Todo tiene su música. Conforme me detengo a observar los instantes que vivo, veo que siempre hay una melodía que lo acompaña, una banda sonora a golpes de altavoz.
Recientemente, en carnaval, los vinos y las bromas tenían cadencias de pasodoble. El otro día, en una gincana del instituto, los juegos púberes se sucedían a ritmos de reguetón (incluso de aquel reguetón de las ferias perdidas, en las que yo tenía pocos años más que los que ellos tienen ahora).
Hay también ciertas notas silenciosas, unos ecos ilusorios, en lo que nos retrotrae a los años que ya son humo: objetos, lugares, las canciones en sí... e incluso personas. Este escrito, de hecho, se me ha venido a la cabeza al volver del súper, después de encontrarme caras conocidas, como los padres de una antigua compañera de clase o el gorrilla que se ponía debajo de la casa de mi abuela, un gitano amabilísimo y noble.
Ya digo, todo me resulta como una conjunción de acordes, un soniquete que no cesa, canción sobre canción. No iba a ser menos con mi madre, que -según lo visto hoy de camino a la compra- parece preferir a Jay-Z antes que a The Notorious B.I.G.
Con ella, de hecho, acostumbro a hacer bastantes planes en un silencio musicado. Ella no pone pegas a lo que uno le ponga, desde Guns and Roses a C. Tangana, de Nino Bravo a Serrat, de Dellafuente a Joaquín Sabina, de Perales a José Mercé. Esto último, en verdad, es lo que más le tira, el flamenco - y si es cante jondo, mejor; hemos ido juntos a conciertos de Israel Fernández, Jesús Méndez y Miguel Poveda.
Últimamente, la pobre está sufriendo mi reciente afición a la ópera, ya sea con Luciano Pavarotti mientras fríe unos boquerones -esas breves delicias con limón y sal- o con María Callas mientras hace unas costillas a la plancha, que tomamos con Coca-Cola (que nos perdone el Mediterráneo). En los días de sol, que almorzamos en la terraza, me está dando por ahí.

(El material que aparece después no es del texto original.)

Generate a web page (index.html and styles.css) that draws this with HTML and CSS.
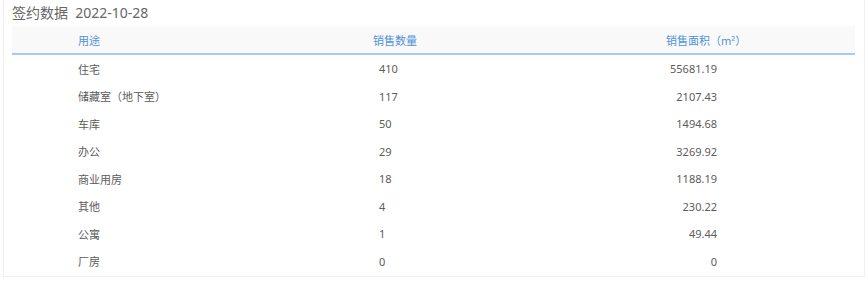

No sé cuánta ópera habría escuchado ella hasta ahora, pero no me dice ni media palabra. Es como si le valiese cualquier cosa con tal de almorzar juntos, ahora que nos vemos menos - imposiciones del destino. Unas veces la acribillo a preguntas y otras piropeo sus habilidades culinarias. «Tuve una buena maestra» suele responderme. Otras, como el último día que hizo puchero -Puccini de fondo-, me pongo a contarle cosas que sé que olvida: que el arroz que comemos lo trajeron los árabes, que la sal dio lugar a la palabra «salario» en los tiempos de Roma, que la tortilla de patatas es gracias a que se descubriese América, etcétera.
Creo que el quid de la cuestión es que voy descubriendo la nostalgia en la belleza, por lo que voy atisbando conforme se apilan los años, conforme pierdo juventud y gano pinzamientos y reflejos canos. Empiezo a ser consciente de que esto que es bello se escurre ante los ojos como arena entre las manos y que, como ya empieza a ocurrirme con otros hechos y detalles, despertarán un «ay» dentro de algunos años.
Todos estos momentos son, con o sin música, canción sobre canción, la música de la nostalgia, de una guitarra que ya se templa, consciente de que la pérdida va vibrando en los bordones.